THE NEXT DAY, I fled Mandalay at dawn. But the worry that arose in me in the city didn’t recede. The towns I visited over the next three days seemed jittery, and instead of the genuine welcomes I’d received upstream, guesthouse owners price gouged me and insisted I leave at dawn, before the authorities took notice. The only cheer came from the rafters I met on the first day. They had been calling my cellphone most afternoons just to hear me laugh, so they would know I was OK.
On my last night, dusk caught me on a desolate stretch of the river, without a light for miles. I kayaked across waters so still they reflected the stars and it seemed like I was sliding over a nebula. For hours, I alternated lazy paddle strokes with staring at the constellations above. Meteors skidded across the sky. Already, I felt nostalgic for a trip that wasn’t over. Eventually, I leaned back and closed my eyes. The pulmonary rhythm of the Irrawaddy’s shallow waves felt familiar, and I soon dozed off. When I woke at dawn, shivering, the river had wafted me nearly a dozen miles, all the way to Bagan, my end-point. I paddled ashore and clambered out of the kayak.

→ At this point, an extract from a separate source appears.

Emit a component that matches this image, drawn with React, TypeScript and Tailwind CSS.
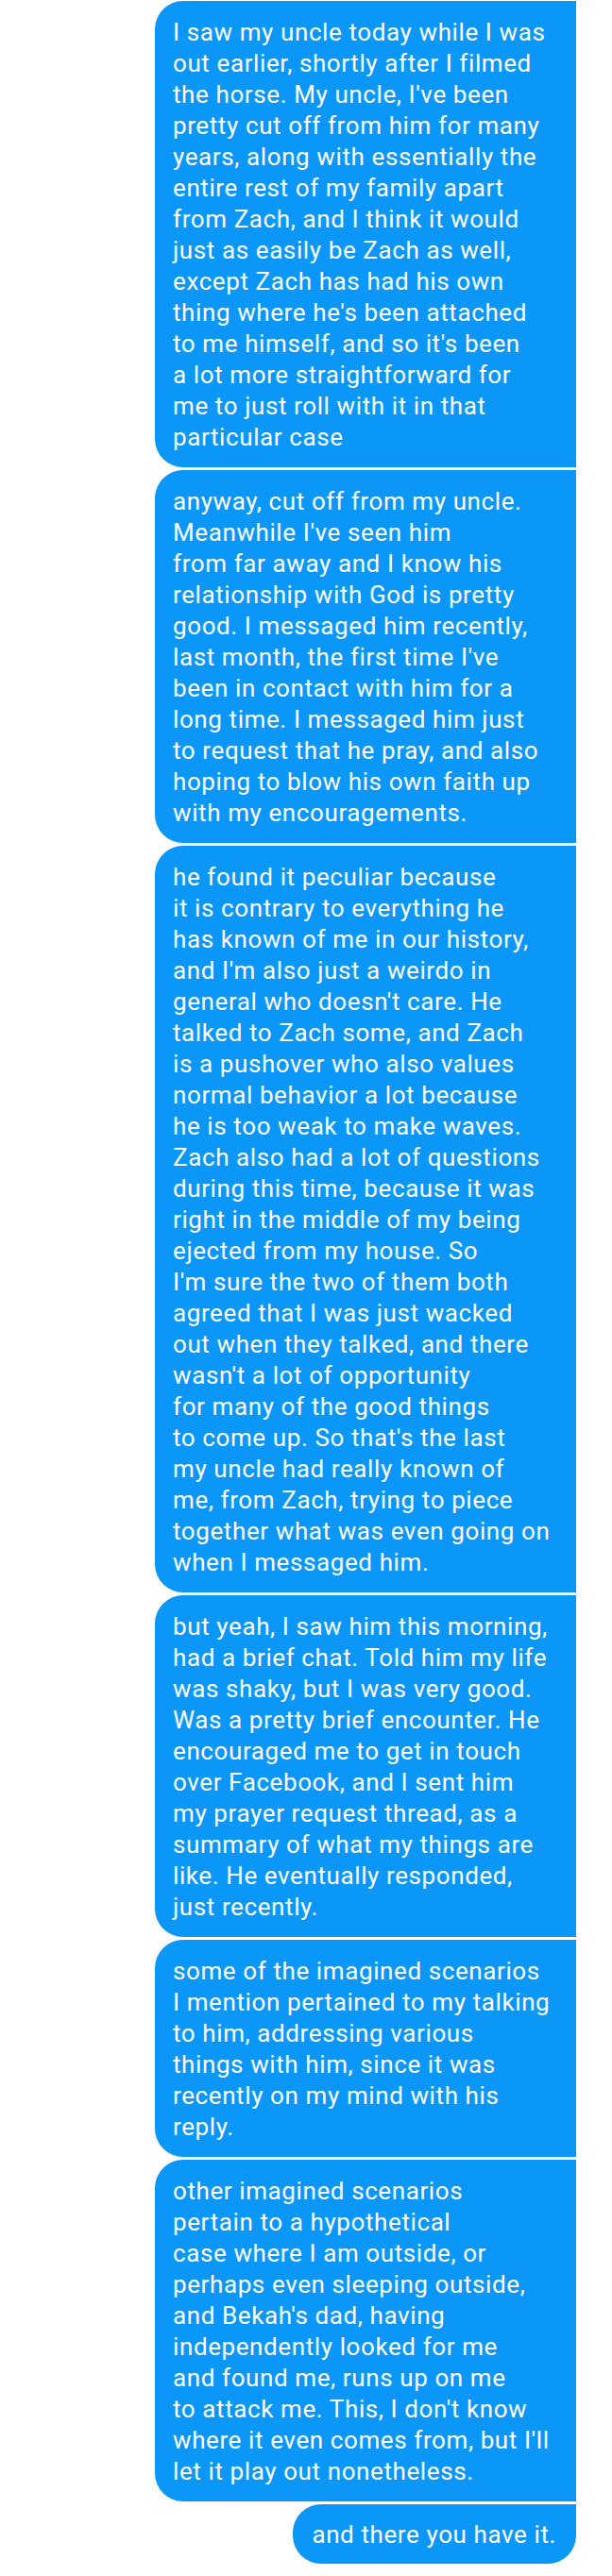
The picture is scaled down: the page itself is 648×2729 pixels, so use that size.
const messages: string[][] = [
  [
    'I saw my uncle today while I was',
    'out earlier, shortly after I filmed',
    "the horse. My uncle, I've been",
    'pretty cut off from him for many',
    'years, along with essentially the',
    'entire rest of my family apart',
    'from Zach, and I think it would',
    'just as easily be Zach as well,',
    'except Zach has had his own',
    "thing where he's been attached",
    "to me himself, and so it's been",
    'a lot more straightforward for',
    'me to just roll with it in that',
    'particular case',
  ],
  [
    'anyway, cut off from my uncle.',
    "Meanwhile I've seen him",
    'from far away and I know his',
    'relationship with God is pretty',
    'good. I messaged him recently,',
    "last month, the first time I've",
    'been in contact with him for a',
    'long time. I messaged him just',
    'to request that he pray, and also',
    'hoping to blow his own faith up',
    'with my encouragements.',
  ],
  [
    'he found it peculiar because',
    'it is contrary to everything he',
    'has known of me in our history,',
    "and I'm also just a weirdo in",
    "general who doesn't care. He",
    'talked to Zach some, and Zach',
    'is a pushover who also values',
    'normal behavior a lot because',
    'he is too weak to make waves.',
    'Zach also had a lot of questions',
    'during this time, because it was',
    'right in the middle of my being',
    'ejected from my house. So',
    "I'm sure the two of them both",
    'agreed that I was just wacked',
    'out when they talked, and there',
    "wasn't a lot of opportunity",
    'for many of the good things',
    "to come up. So that's the last",
    'my uncle had really known of',
    'me, from Zach, trying to piece',
    'together what was even going on',
    'when I messaged him.',
  ],
  [
    'but yeah, I saw him this morning,',
    'had a brief chat. Told him my life',
    'was shaky, but I was very good.',
    'Was a pretty brief encounter. He',
    'encouraged me to get in touch',
    'over Facebook, and I sent him',
    'my prayer request thread, as a',
    'summary of what my things are',
    'like. He eventually responded,',
    'just recently.',
  ],
  [
    'some of the imagined scenarios',
    'I mention pertained to my talking',
    'to him, addressing various',
    'things with him, since it was',
    'recently on my mind with his',
    'reply.',
  ],
  [
    'other imagined scenarios',
    'pertain to a hypothetical',
    'case where I am outside, or',
    'perhaps even sleeping outside,',
    "and Bekah's dad, having",
    'independently looked for me',
    'and found me, runs up on me',
    "to attack me. This, I don't know",
    "where it even comes from, but I'll",
    'let it play out nonetheless.',
  ],
];

function Bubble({ lines }: { lines: string[] }) {
  return (
    <div className="w-[446px] bg-[#0a97f7] rounded-l-[30px] pl-[19px] pr-[20px] pt-[17px] pb-[15px]">
      {lines.map((line, i) => (
        <span key={i} className="block whitespace-nowrap">
          {line}
        </span>
      ))}
    </div>
  );
}

export default function App() {
  return (
    <div className="min-h-[2729px] bg-white">
      <div
        className="flex flex-col items-end gap-[3px] pt-px pr-[38px] text-white text-[26px] leading-[33px] tracking-[0.6px]"
        style={{ fontFamily: 'Roboto, "Liberation Sans", sans-serif' }}
      >
        {messages.map((lines, i) => (
          <Bubble key={i} lines={lines} />
        ))}
        <div className="bg-[#0a97f7] rounded-l-[30px] rounded-br-[30px] pl-[20px] pr-[21px] pt-[16px] pb-[14px] whitespace-nowrap">
          and there you have it.
        </div>
      </div>
    </div>
  );
}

That evening, I grabbed handholds of grass growing between bricks as I climbed an ancient temple in the city. At the peak, I stared out over 2,000 crumbling pagodas dotted across miles of scrub and the Irrawaddy S-curving through them. Though the Mongols had originally sacked Bagan, it was the river’s annual floods and shifting course that had obliterated four-fifths of its ruins. But while the river destroyed, it also created. Downstream from every eroding bank I’d kayaked past had lain a postcard-perfect beach, growing from the dust of upstream violence.
Atop the temple, a monk took a selfie in front of a fireball sun and then chanted about reincarnation, as his predecessors had centuries before. That day, Corey had emailed me that he had buried his father. After the funeral, he wrote, his dad’s friends had eased his heartache by telling him of their past canoe trips.
As sun smoldered out, for the first time since I set off on the Irrawaddy, I finally felt at peace.